А вот начало другого «трипа»: «Под Новый год в книжном магазине / он рассматривает дорогие книги, / а вокруг играет музыка-музыка / и гирлянды разноцветных фонариков светят. // Книги недешевые с голыми чувствами, / дорогие альбомы с голыми, / бирюзовые, чур меня, чур меня, обложки с разнообразными приколами. // Охвачен чувством, мне ничего не нужно, / но не писать же об этом книгу…» (с.172). Тем более все лучшие книги, кажется, уже написаны: «Хорошо, когда жидкий снег за стеклом / Почитать Лавкрафта, стоя в проходе, / Чтоб старушечья тележка стояла на твоем ботинке одним колесом, / И чтоб немного еще втыкало от терпинкода…» («Летит жидкий снег. Троллейбус бежит…», с. 160).

Культура (книжная, какая же еще?) настигает героя в самый неподходящий момент: «Вдруг я понял, что я себя морально обедняю, / Сижу на лавочке пью, а кто-то книги читает. // И слышны метафизики стоны. / Ей овладел тот, кто и так выел весь мякиш из батона» (с. 198). И тем не менее «Как хорошо, что не надо больше ничему учиться, / что история книговедения лишена моего эго, / как хорошо, что вьюга, она мешает мне отключиться, / и трезвею я на Садовом от летящего в рыло снега…» (с.28, стихотворение «Это вьюга-вьюга расширяет сознание…»).

Прорваться сквозь пургу текста, которым мы окружены, в который погружены, к живому слушателю-читателю, со своим чувством и словом, новым для нашей поэзии, – вот задача, с которой Родионов работает.

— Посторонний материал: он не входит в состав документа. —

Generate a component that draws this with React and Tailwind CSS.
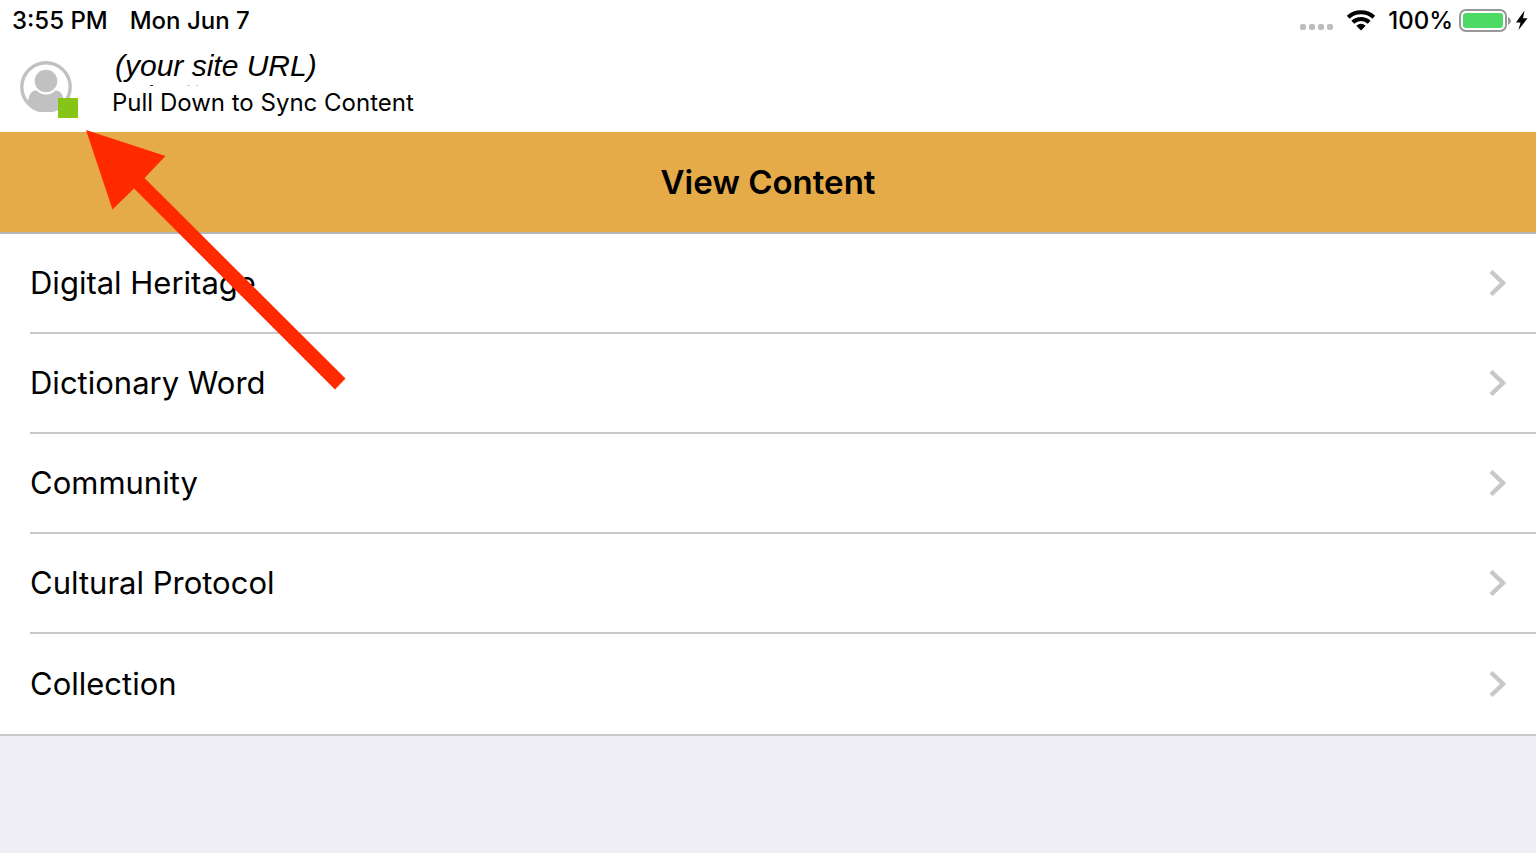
const items = [
  "Digital Heritage",
  "Dictionary Word",
  "Community",
  "Cultural Protocol",
  "Collection",
];

function StatusBar() {
  return (
    <div className="flex h-[42px] items-center justify-between pr-[7px] pl-3 text-[24px] leading-10 font-medium">
      <div className="flex gap-[22px]">
        <time>3:55 PM</time>
        <span>Mon Jun 7</span>
      </div>
      <div className="flex items-center">
        <svg width="34" height="8" viewBox="0 0 34 8" fill="#bdbdbd" className="mt-3 mr-3" aria-hidden="true">
          <rect x="0" y="1" width="6" height="6" rx="2" />
          <rect x="9" y="1" width="6" height="6" rx="2" />
          <rect x="18" y="1" width="6" height="6" rx="2" />
          <rect x="27" y="1" width="6" height="6" rx="2" />
        </svg>
        <svg width="30" height="22" viewBox="0 0 30 22" className="mr-3" aria-hidden="true">
          <g fill="none" stroke="#000" strokeWidth="4.2">
            <path d="M2.200 7.200 C9.500 .6 20.500 .6 27.800 7.200" />
            <path d="M6.800 12.200 C11.500 7.900 18.500 7.900 23.200 12.200" />
          </g>
          <path d="M10.300 15.800 Q15 11.800 19.700 15.800 L15 20.500 Z" />
        </svg>
        <span>100%</span>
        <svg width="54" height="24" viewBox="0 0 54 24" className="ml-1" aria-hidden="true">
          <rect x="3" y="1" width="46" height="21" rx="6" fill="#fff" stroke="#989898" strokeWidth="2" />
          <rect x="6" y="4" width="40" height="15" rx="3" fill="#4cd964" />
          <path d="M51 8 Q54 9.500 54 12 T51 16 Z" fill="#989898" />
        </svg>
        <svg width="14" height="22" viewBox="0 0 14 22" className="ml-1" aria-hidden="true">
          <path d="M9.500 .5 L1 12.500 H5.500 L3.500 20 L12.500 8.300 H8 Z" />
        </svg>
      </div>
    </div>
  );
}

function Avatar() {
  return (
    <div className="relative h-[52px] w-[52px] shrink-0">
      <svg width="52" height="52" viewBox="0 0 52 52" role="img" aria-label="User profile">
        <clipPath id="avatar-base">
          <rect width="52" height="51" />
        </clipPath>
        <clipPath id="avatar-disc">
          <circle cx="26" cy="26" r="25" />
        </clipPath>
        <g clipPath="url(#avatar-base)">
          <circle cx="26" cy="26" r="24.200" fill="#fff" stroke="#c1c1c1" strokeWidth="3.400" />
          <path
            d="M6 52 L8.500 38 C9.500 32 12.500 29.500 16.500 29.500 Q20.500 33.600 26 33.600 Q31.500 33.600 35.500 29.500 C39.500 29.500 42.500 32 43.500 38 L46 52 Z"
            fill="#c1c1c1"
            clipPath="url(#avatar-disc)"
          />
          <circle cx="26" cy="20" r="11.300" fill="#c1c1c1" />
        </g>
      </svg>
      <span className="absolute top-[37px] left-[38px] h-5 w-5 bg-[#86c417]" />
    </div>
  );
}

function SiteHeader() {
  return (
    <header className="flex h-[90px] items-start pl-5">
      <div className="pt-[19px]">
        <Avatar />
      </div>
      <div className="pt-[6px] pl-10">
        <p className="pl-[3px] font-['Liberation_Sans',Arial,sans-serif] text-[30px] leading-9 italic">(your site URL)</p>
        <svg width="90" height="3" viewBox="0 0 90 3" className="block" aria-hidden="true">
          <path d="M38 1h3v1h-3z" fill="#333" />
          <path d="M75 1h3v1h-3zM84 1h2v1h-2z" fill="#ccc" />
        </svg>
        <p className="text-[24px] leading-8">Pull Down to Sync Content</p>
      </div>
    </header>
  );
}

function Row({ label }) {
  return (
    <li className="group pl-[30px] last:border-b-2 last:border-[#c8c7cc]">
      <a
        href="#"
        className="flex h-[100px] items-center justify-between border-b-2 border-[#c8c7cc] pr-[30px] text-[31px] leading-10 group-last:border-b-0"
      >
        <span>{label}</span>
        <svg width="17" height="26" viewBox="0 0 17 26" fill="none" stroke="#c7c7cc" strokeWidth="4.400" aria-hidden="true">
          <path d="M2 1.500 L14 13 L2 24.500" />
        </svg>
      </a>
    </li>
  );
}

function PointerArrow() {
  return (
    <svg
      width="260"
      height="260"
      viewBox="0 0 260 260"
      className="pointer-events-none absolute top-[130px] left-[86px]"
      aria-hidden="true"
    >
      <path d="M0 0 L79.500 26 L58.500 48 L259.500 248.500 L249 259.500 L48 58.500 L26.500 79.500 Z" fill="#ff2a00" />
    </svg>
  );
}

export default function App() {
  return (
    <div className="relative min-h-screen bg-[#efeef4] font-[Inter,sans-serif] text-black">
      <div className="bg-white">
        <StatusBar />
        <SiteHeader />
        <main>
          <h1 className="flex h-[102px] items-center justify-center border-b-2 border-[#b8b6b3] bg-[#e5ab49] text-[33px] leading-10 font-semibold">
            View Content
          </h1>
          <ul>
            {items.map((label) => (
              <Row key={label} label={label} />
            ))}
          </ul>
        </main>
      </div>
      <PointerArrow />
    </div>
  );
}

А эту «книжную» линию в стихах Родионова мы взяли просто для примера, чтобы хоть что-то процитировать для тех, кто никогда не слышал и не читал его стихов. Читать же стихи Родионова нужно целиком и подряд, и возвращаться к тому, что тронуло, «воткнуло». Благо, книга избранного теперь есть.

http://exlibris.ng.ru/lit/2006-02-09/5_rodionov.html

“Портрет с натуры” (Александр Вознесенский, Информационный канал “Маяк”, 01.03.2006)

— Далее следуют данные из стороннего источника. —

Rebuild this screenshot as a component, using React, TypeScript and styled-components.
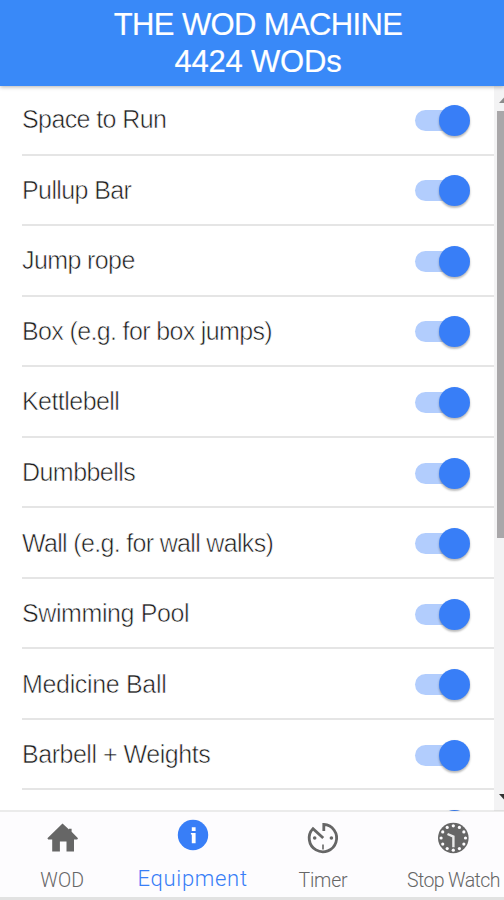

Андрей Родионов (он родился в 1971 году) – сегодня один из самых известных московских поэтов. Он закончил Московский полиграфический институт, между прочим, по специальности книговедение, успел в 90-е годы потрудиться на ниве книжной торговли – в книжном магазине “Москва”, а в настоящее время работает в Московском музыкальном академическом театре им. Станиславского и Немировича-Данченко, где заведует красильным цехом. Довольно часто Родионов выступает на клубной сцене в столице и за ее пределами, и имеет, как правило, успех у самой разной публики.

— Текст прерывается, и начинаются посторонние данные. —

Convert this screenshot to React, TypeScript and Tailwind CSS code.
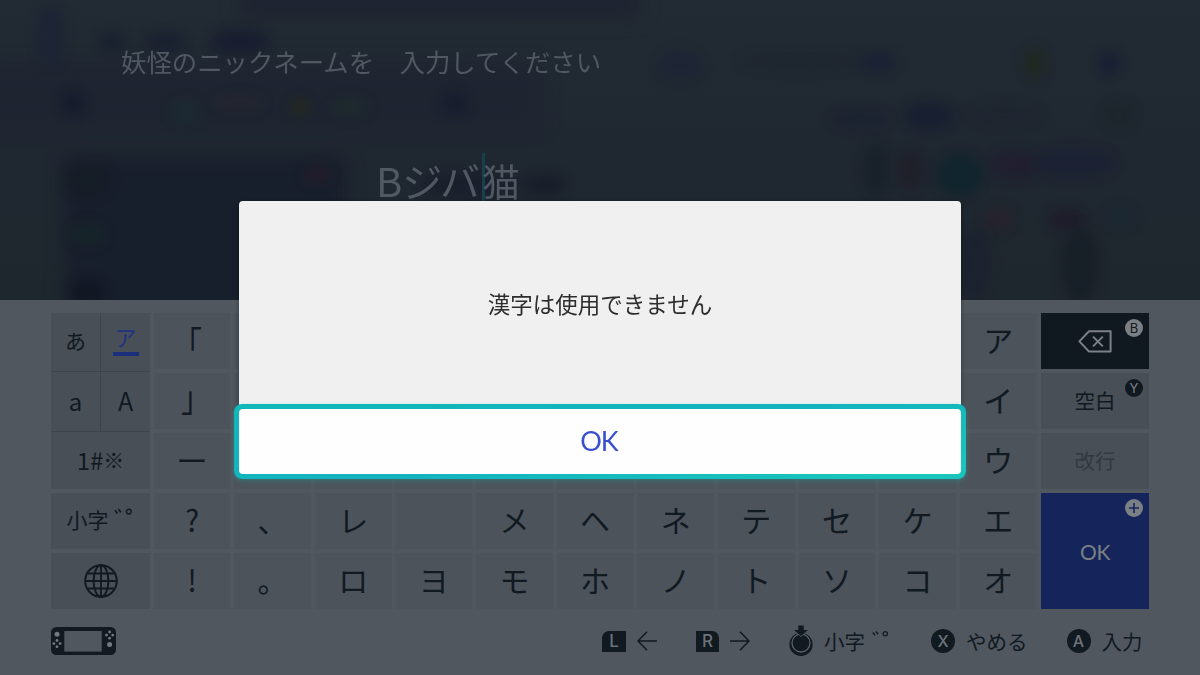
import type { ReactNode } from "react";
import clsx from "clsx";

const KANA_ROWS = [
  ["「", "", "", "", "", "", "", "", "", "", "ア"],
  ["」", "", "", "", "", "", "", "", "", "", "イ"],
  ["ー", "", "", "", "", "", "", "", "", "", "ウ"],
  ["?", "、", "レ", "", "メ", "ヘ", "ネ", "テ", "セ", "ケ", "エ"],
  ["!", "。", "ロ", "ヨ", "モ", "ホ", "ノ", "ト", "ソ", "コ", "オ"],
];

// brackets sit in a corner of their em box, so pull them back to the key's centre
const NUDGE: Record<string, string> = {
  "「": "-translate-x-[5px] translate-y-[3px] scale-y-[1.2]",
  "」": "translate-x-[4px] -translate-y-[3px] scale-y-[1.2]",
  "ー": "scale-x-105",
};

// cx, cy, rx, ry, fill
const BLOBS: [number, number, number, number, string][] = [
  [50, 35, 14, 30, "#1d2436"],
  [112, 42, 14, 8, "#181f30"],
  [165, 42, 20, 9, "#181f30"],
  [240, 42, 30, 12, "#171d30"],
  [73, 103, 12, 12, "#151b2c"],
  [455, 103, 13, 12, "#171d2f"],
  [185, 112, 14, 12, "#1c2b33"],
  [240, 103, 24, 8, "#252630"],
  [300, 107, 10, 9, "#26291f"],
  [350, 107, 18, 10, "#1e2b2e"],
  [88, 180, 22, 16, "#161d26"],
  [88, 234, 18, 12, "#17252a"],
  [318, 175, 14, 9, "#241d2b"],
  [545, 185, 20, 10, "#171e2a"],
  [470, 185, 50, 12, "#191f2c"],
  [88, 292, 18, 12, "#111722"],
  [680, 65, 22, 14, "#1e2536"],
  [800, 62, 60, 7, "#1e2630"],
  [878, 62, 17, 10, "#1a2135"],
  [1035, 63, 10, 15, "#20291f"],
  [1109, 63, 10, 11, "#171e36"],
  [860, 119, 30, 8, "#1b2232"],
  [929, 116, 24, 13, "#171e31"],
  [1005, 115, 35, 9, "#1e2630"],
  [1119, 115, 14, 12, "#1c262b"],
  [876, 170, 12, 26, "#182129"],
  [911, 170, 12, 20, "#211f2a"],
  [960, 175, 23, 21, "#10252d"],
  [1015, 165, 26, 14, "#221f30"],
  [1075, 163, 40, 14, "#1b2234"],
  [998, 219, 14, 12, "#28222b"],
  [1067, 220, 18, 10, "#201c2b"],
  [1120, 218, 14, 10, "#1b2832"],
  [1080, 265, 18, 38, "#171f27"],
  [975, 265, 14, 36, "#1b2230"],
];

function Backdrop() {
  return (
    <svg className="absolute inset-0" width="1200" height="300" viewBox="0 0 1200 300" aria-hidden>
      <defs>
        <linearGradient id="base" x1="0" y1="0" x2="0" y2="1">
          <stop offset="0" stopColor="#222b33" />
          <stop offset="0.5" stopColor="#1f2731" />
          <stop offset="1" stopColor="#1f272e" />
        </linearGradient>
        <filter id="soft" x="-100%" y="-100%" width="300%" height="300%" colorInterpolationFilters="sRGB">
          <feGaussianBlur stdDeviation="6" />
        </filter>
        <filter id="wide" x="-30%" y="-30%" width="160%" height="160%" colorInterpolationFilters="sRGB">
          <feGaussianBlur stdDeviation="9" />
        </filter>
      </defs>
      <rect width="1200" height="300" fill="url(#base)" />
      <g filter="url(#wide)">
        <rect x="240" y="-10" width="400" height="28" fill="#1e2431" />
        <rect x="-20" y="66" width="560" height="60" fill="#1e2531" />
        <rect x="65" y="158" width="280" height="170" fill="#181f2c" />
      </g>
      <g opacity="0.9">
        {BLOBS.map(([cx, cy, rx, ry, fill], i) => (
          <ellipse key={i} cx={cx} cy={cy} rx={rx} ry={ry} fill={fill} filter="url(#soft)" />
        ))}
      </g>
    </svg>
  );
}

function Badge({ children, className }: { children: ReactNode; className?: string }) {
  return (
    <span
      className={clsx(
        "absolute right-[6px] top-[6px] flex size-[18px] items-center justify-center rounded-full font-['Inter'] text-[13px] leading-none",
        className,
      )}
    >
      {children}
    </span>
  );
}

function Marks({ className }: { className?: string }) {
  return (
    <svg className={className} width="19" height="10" viewBox="0 0 19 10" fill="none" stroke="currentColor" strokeWidth="1.6">
      <path d="M1 2.2l2.4 3.2M4.4 1l2.4 3.2" />
      <circle cx="14.8" cy="3.6" r="2.4" strokeWidth="1.4" />
    </svg>
  );
}

function GlobeIcon() {
  return (
    <svg width="34" height="34" viewBox="0 0 34 34" fill="none" stroke="currentColor" strokeWidth="2">
      <circle cx="17" cy="17" r="15.8" />
      <ellipse cx="17" cy="17" rx="7.4" ry="15.8" />
      <path d="M17 1v32M1 17h32M4 9.5h26M4 24.5h26" strokeWidth="1.8" />
    </svg>
  );
}

function BackspaceIcon() {
  return (
    <svg width="34" height="23" viewBox="0 0 34 23" fill="none" stroke="currentColor" strokeWidth="2" strokeLinejoin="round">
      <path d="M11 1.2h21.6v20.4H11L1.4 11.4z" />
      <path d="M15 6.6l9.8 9.8M24.8 6.6L15 16.4" />
    </svg>
  );
}

function ConsoleIcon() {
  return (
    <svg width="65" height="28" viewBox="0 0 65 28">
      <rect width="65" height="28" rx="5.5" fill="#111921" />
      <rect x="13.3" y="4" width="37.4" height="20.6" fill="#50575f" />
      <g fill="#737980">
        <circle cx="6" cy="7.3" r="2.5" />
        <circle cx="58.6" cy="17.6" r="2.5" />
        <circle cx="6" cy="13.5" r="1.4" />
        <circle cx="6" cy="19.7" r="1.4" />
        <circle cx="2.9" cy="16.6" r="1.4" />
        <circle cx="9.1" cy="16.6" r="1.4" />
        <circle cx="58.6" cy="5" r="1.4" />
        <circle cx="58.6" cy="11.2" r="1.4" />
        <circle cx="55.5" cy="8.1" r="1.4" />
        <circle cx="61.7" cy="8.1" r="1.4" />
      </g>
    </svg>
  );
}

function StickIcon() {
  return (
    <svg width="24" height="32" viewBox="0 0 24 32">
      <circle cx="12" cy="19.4" r="11.6" fill="#111921" />
      <circle cx="12" cy="18" r="9" fill="#111921" stroke="#5a6169" strokeWidth="1.3" />
      <path d="M9.3 0.5h5.4v4.6h4.3L12 11 5 5.1h4.3z" fill="#111921" stroke="#50575f" strokeWidth="1.6" paintOrder="stroke" />
    </svg>
  );
}

function Arrow({ flip }: { flip?: boolean }) {
  return (
    <svg className={clsx(flip && "-scale-x-100")} width="20" height="20" viewBox="0 0 20 20" fill="none" stroke="currentColor" strokeWidth="1.6">
      <path d="M10 0.8L1 10l9 9.2M1 10h19" />
    </svg>
  );
}

function ModeKeys() {
  return (
    <div className="flex w-[99px] flex-col text-[21px]">
      <div className="grid h-[176px] grid-cols-2 grid-rows-[58px_59px_57px] gap-px bg-[#3d444c]">
        <div className="flex items-center justify-center bg-[#484f57] pb-0.5">あ</div>
        <div className="flex flex-col items-center bg-[#484f57] pt-[11px] leading-[24px] text-[#1f3283]">
          <span className="text-[22px]">ア</span>
          <span className="mt-[4px] h-[4px] w-[26px] bg-[#1c2f7d]" />
        </div>
        <div className="flex items-center justify-center bg-[#484f57] pb-0.5 text-[24px]">a</div>
        <div className="flex items-center justify-center bg-[#484f57] pb-0.5 text-[25px]">A</div>
        <div className="col-span-2 flex items-center justify-center bg-[#484f57] pb-0.5">
          <span className="text-[24px]">1#</span>
          <span>※</span>
        </div>
      </div>
      <div className="mt-1 flex h-[56px] items-center justify-center bg-[#484f57] pb-0.5 pr-0.5">
        小字
        <Marks className="-mt-3.5 ml-[5px]" />
      </div>
      <div className="mt-1 flex h-[56px] items-center justify-center bg-[#484f57]">
        <GlobeIcon />
      </div>
    </div>
  );
}

function ActionKeys() {
  return (
    <div className="flex w-[108px] flex-col gap-1 text-[20.5px]">
      <div className="relative flex h-[56px] items-center justify-center bg-[#111920] text-[#7b8085]">
        <BackspaceIcon />
        <Badge className="bg-[#7b8085] text-[#111920]">B</Badge>
      </div>
      <div className="relative flex h-[56px] items-center justify-center bg-[#484f57] pb-0.5">
        空白
        <Badge className="bg-[#111920] text-[#7b8085]">Y</Badge>
      </div>
      <div className="flex h-[56px] items-center justify-center bg-[#484f57] pb-0.5 text-[#32393f]">改行</div>
      <div className="relative flex h-[116px] items-center justify-center bg-[#15255c] font-['Lato'] text-[21px] tracking-[-0.5px] text-[#7b8085]">
        <span className="pt-0.5">OK</span>
        <Badge className="bg-[#7b8085] text-[#15255c]">
          <svg width="10" height="10" viewBox="0 0 10 10" stroke="currentColor" strokeWidth="1.6">
            <path d="M5 0v10M0 5h10" />
          </svg>
        </Badge>
      </div>
    </div>
  );
}

function RoundButton({ children }: { children: ReactNode }) {
  return (
    <span className="flex size-[24px] items-center justify-center rounded-full bg-[#111921] font-['Inter'] text-[16px] leading-none font-medium text-[#6d737a]">
      {children}
    </span>
  );
}

function Footer() {
  return (
    <div className="flex h-[30px] items-center pt-0.5 text-[20.5px]">
      <ConsoleIcon />
      <div className="ml-[486px] flex items-center">
        <span className="flex h-[21px] w-[24px] items-center justify-center rounded-tl-[7px] bg-[#111921] font-['Inter'] text-[17px] leading-none font-medium text-[#6d737a]">
          L
        </span>
        <span className="ml-[11px]">
          <Arrow />
        </span>
      </div>
      <div className="ml-[39px] flex items-center">
        <span className="flex h-[21px] w-[23px] items-center justify-center rounded-tr-[7px] bg-[#111921] font-['Inter'] text-[17px] leading-none font-medium text-[#6d737a]">
          R
        </span>
        <span className="ml-[11px]">
          <Arrow flip />
        </span>
      </div>
      <div className="ml-[39px] flex items-center">
        <StickIcon />
        <span className="ml-[11px] leading-none">小字</span>
        <Marks className="-mt-3 ml-[6px] scale-90" />
      </div>
      <div className="ml-[41px] flex items-center">
        <RoundButton>X</RoundButton>
        <span className="ml-[11px] leading-none">やめる</span>
      </div>
      <div className="ml-[39px] flex items-center">
        <RoundButton>A</RoundButton>
        <span className="ml-[11px] leading-none">入力</span>
      </div>
    </div>
  );
}

function Dialog() {
  return (
    <div className="absolute left-[239px] top-[201px] flex h-[274px] w-[722px] flex-col rounded-[4px] bg-[#f0f0f0] shadow-[0_1px_4px_rgba(0,0,0,0.35)]">
      <div className="flex h-[203px] shrink-0 items-center justify-center pt-[3px] text-[22.5px] text-[#2d2d2d]">漢字は使用できません</div>
      <button className="-mx-[5px] flex h-[75px] shrink-0 items-center justify-center rounded-[8px] bg-[linear-gradient(170deg,#10b8b9,#13b3be_50%,#18c4bb_90%)] p-[5px] shadow-[0_2px_5px_rgba(20,190,180,0.3)]">
        <span className="flex size-full items-center justify-center rounded-[4px] bg-[#fefefe] pr-0.5 font-['Lato'] text-[27px] tracking-[-1px] text-[#3850d0]">
          OK
        </span>
      </button>
    </div>
  );
}

export default function App() {
  return (
    <div className="relative flex h-[675px] w-[1200px] flex-col overflow-hidden bg-[#50575f] font-['Noto_Sans_CJK_JP',sans-serif] text-[#111921]">
      <div className="relative h-[300px] shrink-0 text-[#505862]">
        <Backdrop />
        <div className="relative pl-[121px] pt-[42px]">
          <h1 className="text-[25.4px] leading-[38px] whitespace-pre">妖怪のニックネームを　入力してください</h1>
          <div className="mt-[73px] flex items-start pl-[255px] text-[40px] leading-[54px]">
            <span>Bジバ</span>
            <span className="-mr-[3px] ml-[2px] h-[56px] w-[3px] bg-[#183f4b]" />
            <span className="text-[38px]">猫</span>
          </div>
        </div>
      </div>
      <main className="px-[51px] pt-[13px]">
        <div className="flex h-[296px]">
          <ModeKeys />
          <div className="ml-[3.6px] grid w-[883px] grid-cols-11 grid-rows-5 gap-x-[3.8px] gap-y-1">
            {KANA_ROWS.flat().map((kana, i) => (
              <div key={i} className="flex items-center justify-center bg-[#4c535b] pb-1 text-[30px] leading-none">
                <span className={NUDGE[kana]}>{kana}</span>
              </div>
            ))}
          </div>
          <div className="ml-[4.4px]">
            <ActionKeys />
          </div>
        </div>
        <div className="mt-[16px]">
          <Footer />
        </div>
      </main>
      <Dialog />
    </div>
  );
}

“Портрет с натуры” – это уже третий сборник стихов Родионова, после выходивших в питерском издательстве “Красный матрос” книг “Добро пожаловать в Москву” (2003) и “Пельмени устрицы” (2004). Часть стихов из этих книг есть и в новой, но около трети текстов из вошедших в сборник ранее не публиковались.

Говорит Родионов на языке понятном и современном, но в то же время, безусловно, авангардном для нашей поэзии. Раньше это было видно даже в манере чтения, представлявшей собою достаточно жесткий рэп, но к 2005 году, как написано в кратком предисловии к книжке, творчество Родионова “трансформировалось в мягкие, пластичные конструкции из пластилинового стекла и звездного бетона”. Конец цитаты. Смысл этих слов от меня ускользает, но это и понятно, потому что пересказать поэзию, на самом деле, нельзя, не получается. И я лично думаю, что много рассуждать об этих стихах не стоит. В идеале их нужно слушать в живом исполнении, а если читать – то действительно, в книге избранного, внимательно, подряд, возвращаясь к тому, что тронуло. Я приведу для примера одно короткое ироничное стихотворение Родионова, которое мне сегодня нравится больше других, но сразу скажу, что оно сильно теряет в моем исполнении:

Между ними прилавок: котлеты, лапша.
Быстро движется очередь, касса звенит.
Он тарелку борща не донес до стола,
Потому что рука от волненья дрожит.

А она все стоит, приоткрыв алый рот,
Сжав холодной рукой черпака рукоять,
Все куда-то спешат, только очередь ждет,
Потому что любовь поважнее, чем жрать.

Итак, это было стихотворение Андрея Родионова из его новой книги “Портрет с натуры”.